_What to produce:_
Every line below should be copied exactly; drop the pictures.

_Data block:_
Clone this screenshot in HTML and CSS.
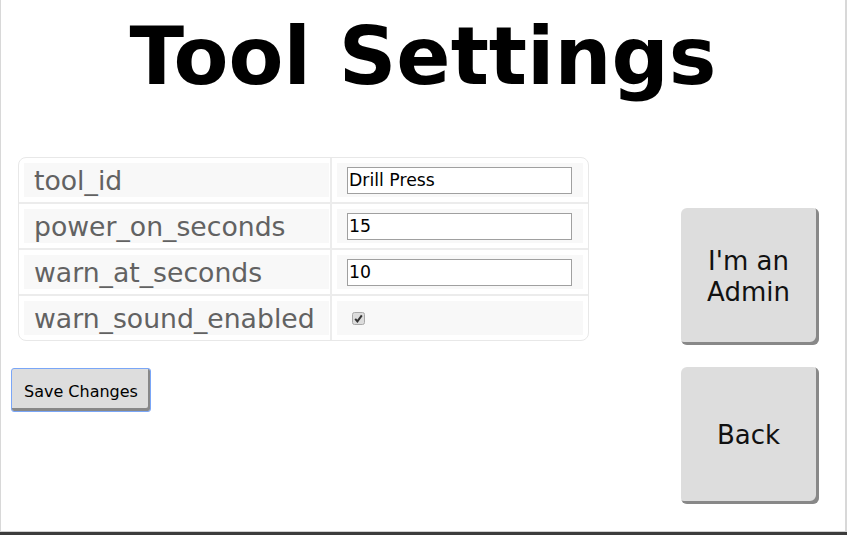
FILE: index.html
```html
<!DOCTYPE html>
<html>
<head>
<meta charset="utf-8">
<title>Tool Settings</title>
<link rel="stylesheet" href="styles.css">
</head>
<body>
<div class="frame">
  <div class="page">
    <h1 class="title">Tool Settings</h1>
    <div class="main">
      <div class="left">
        <table class="settings">
          <tr>
            <td class="key"><div class="cell">tool_id</div></td>
            <td class="val"><div class="cell"><input class="field" type="text" value="Drill Press"></div></td>
          </tr>
          <tr>
            <td class="key"><div class="cell">power_on_seconds</div></td>
            <td class="val"><div class="cell"><input class="field" type="text" value="15"></div></td>
          </tr>
          <tr>
            <td class="key"><div class="cell">warn_at_seconds</div></td>
            <td class="val"><div class="cell"><input class="field" type="text" value="10"></div></td>
          </tr>
          <tr>
            <td class="key"><div class="cell">warn_sound_enabled</div></td>
            <td class="val"><div class="cell"><span class="check"><svg width="13" height="13" viewBox="0 0 13 13"><rect x="0.5" y="0.5" width="12" height="12" rx="2" fill="#dcdcdc" stroke="#a8a8a8"/><path d="M3.2 6.8 L5.4 9.3 L9.8 3.4" fill="none" stroke="#333" stroke-width="2"/></svg></span></div></td>
          </tr>
        </table>
        <button class="save">Save Changes</button>
      </div>
      <div class="right">
        <button class="big">I'm an<br>Admin</button>
        <button class="big">Back</button>
      </div>
    </div>
  </div>
</div>
</body>
</html>
```
FILE: styles.css
```css
html, body {
  margin: 0;
  padding: 0;
  background: #fff;
}
body {
  font-family: "DejaVu Sans", sans-serif;
}
.frame {
  width: 847px;
  height: 535px;
  box-sizing: border-box;
  border-bottom: 3px solid #3c3c3c;
}
.page {
  height: 100%;
  box-sizing: border-box;
  border-left: 1px solid #d8d8d8;
  border-right: 2px solid #d8d8d8;
  border-bottom: 1px solid #d0d0d0;
}
.title {
  margin: 0;
  padding-top: 11px;
  font-size: 80px;
  line-height: 91px;
  font-weight: bold;
  text-align: center;
  color: #000;
}
.main {
  display: flex;
  margin-top: 55px;
}
.left {
  display: flex;
  flex-direction: column;
  align-items: flex-start;
  padding-left: 10px;
}
.settings {
  margin-left: 7px;
  border-collapse: separate;
  border-spacing: 0;
  border: 1px solid #e8e8e8;
  border-radius: 8px;
}
.settings td {
  padding: 5px 0 5px 5px;
  border-bottom: 2px solid #ececec;
}
.settings tr:last-child td {
  border-bottom: none;
}
.settings td.key {
  width: 305px;
  padding-right: 1px;
  border-right: 2px solid #ececec;
}
.settings td.val {
  width: 246px;
  padding-right: 5px;
}
.cell {
  height: 34px;
  background: #f8f8f8;
  display: flex;
  align-items: center;
}
.key .cell {
  padding-left: 10px;
  font-size: 26.7px;
  color: #626262;
}
.val .cell {
  padding-left: 10px;
}
.field {
  width: 225px;
  height: 27px;
  box-sizing: border-box;
  margin: 0;
  border: 1px solid #a0a0a0;
  padding: 0 1px;
  font-family: "DejaVu Sans", sans-serif;
  font-size: 17.3px;
  color: #000;
  background: #fff;
}
.check {
  display: flex;
  margin-left: 5px;
}
.save {
  margin-top: 27px;
  height: 44px;
  padding: 2px 12px 0 12px;
  font-family: "DejaVu Sans", sans-serif;
  font-size: 16px;
  color: #000;
  background: #dddddd;
  border: 1px solid #7aa6f7;
  border-radius: 3px;
  box-shadow: inset -2px -3px 0 #888;
}
.right {
  margin-left: auto;
  margin-right: 26px;
  padding-top: 51px;
  display: flex;
  flex-direction: column;
  gap: 22px;
}
.big {
  width: 138px;
  height: 137px;
  margin: 0;
  padding: 0 3px 0 0;
  font-family: "DejaVu Sans", sans-serif;
  font-size: 26px;
  line-height: 31px;
  color: #111;
  background: #dddddd;
  border: none;
  border-radius: 6px;
  box-shadow: inset -3px -3px 0 #888;
}
```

_Completed task:_
Clone this screenshot in HTML and CSS.
FILE: index.html
```html
<!DOCTYPE html>
<html>
<head>
<meta charset="utf-8">
<title>Tool Settings</title>
<link rel="stylesheet" href="styles.css">
</head>
<body>
<div class="frame">
  <div class="page">
    <h1 class="title">Tool Settings</h1>
    <div class="main">
      <div class="left">
        <table class="settings">
          <tr>
            <td class="key"><div class="cell">tool_id</div></td>
            <td class="val"><div class="cell"><input class="field" type="text" value="Drill Press"></div></td>
          </tr>
          <tr>
            <td class="key"><div class="cell">power_on_seconds</div></td>
            <td class="val"><div class="cell"><input class="field" type="text" value="15"></div></td>
          </tr>
          <tr>
            <td class="key"><div class="cell">warn_at_seconds</div></td>
            <td class="val"><div class="cell"><input class="field" type="text" value="10"></div></td>
          </tr>
          <tr>
            <td class="key"><div class="cell">warn_sound_enabled</div></td>
            <td class="val"><div class="cell"><span class="check"><svg width="13" height="13" viewBox="0 0 13 13"><rect x="0.5" y="0.5" width="12" height="12" rx="2" fill="#dcdcdc" stroke="#a8a8a8"/><path d="M3.2 6.8 L5.4 9.3 L9.8 3.4" fill="none" stroke="#333" stroke-width="2"/></svg></span></div></td>
          </tr>
        </table>
        <button class="save">Save Changes</button>
      </div>
      <div class="right">
        <button class="big">I'm an<br>Admin</button>
        <button class="big">Back</button>
      </div>
    </div>
  </div>
</div>
</body>
</html>
```
FILE: styles.css
```css
html, body {
  margin: 0;
  padding: 0;
  background: #fff;
}
body {
  font-family: "DejaVu Sans", sans-serif;
}
.frame {
  width: 847px;
  height: 535px;
  box-sizing: border-box;
  border-bottom: 3px solid #3c3c3c;
}
.page {
  height: 100%;
  box-sizing: border-box;
  border-left: 1px solid #d8d8d8;
  border-right: 2px solid #d8d8d8;
  border-bottom: 1px solid #d0d0d0;
}
.title {
  margin: 0;
  padding-top: 11px;
  font-size: 80px;
  line-height: 91px;
  font-weight: bold;
  text-align: center;
  color: #000;
}
.main {
  display: flex;
  margin-top: 55px;
}
.left {
  display: flex;
  flex-direction: column;
  align-items: flex-start;
  padding-left: 10px;
}
.settings {
  margin-left: 7px;
  border-collapse: separate;
  border-spacing: 0;
  border: 1px solid #e8e8e8;
  border-radius: 8px;
}
.settings td {
  padding: 5px 0 5px 5px;
  border-bottom: 2px solid #ececec;
}
.settings tr:last-child td {
  border-bottom: none;
}
.settings td.key {
  width: 305px;
  padding-right: 1px;
  border-right: 2px solid #ececec;
}
.settings td.val {
  width: 246px;
  padding-right: 5px;
}
.cell {
  height: 34px;
  background: #f8f8f8;
  display: flex;
  align-items: center;
}
.key .cell {
  padding-left: 10px;
  font-size: 26.7px;
  color: #626262;
}
.val .cell {
  padding-left: 10px;
}
.field {
  width: 225px;
  height: 27px;
  box-sizing: border-box;
  margin: 0;
  border: 1px solid #a0a0a0;
  padding: 0 1px;
  font-family: "DejaVu Sans", sans-serif;
  font-size: 17.3px;
  color: #000;
  background: #fff;
}
.check {
  display: flex;
  margin-left: 5px;
}
.save {
  margin-top: 27px;
  height: 44px;
  padding: 2px 12px 0 12px;
  font-family: "DejaVu Sans", sans-serif;
  font-size: 16px;
  color: #000;
  background: #dddddd;
  border: 1px solid #7aa6f7;
  border-radius: 3px;
  box-shadow: inset -2px -3px 0 #888;
}
.right {
  margin-left: auto;
  margin-right: 26px;
  padding-top: 51px;
  display: flex;
  flex-direction: column;
  gap: 22px;
}
.big {
  width: 138px;
  height: 137px;
  margin: 0;
  padding: 0 3px 0 0;
  font-family: "DejaVu Sans", sans-serif;
  font-size: 26px;
  line-height: 31px;
  color: #111;
  background: #dddddd;
  border: none;
  border-radius: 6px;
  box-shadow: inset -3px -3px 0 #888;
}
```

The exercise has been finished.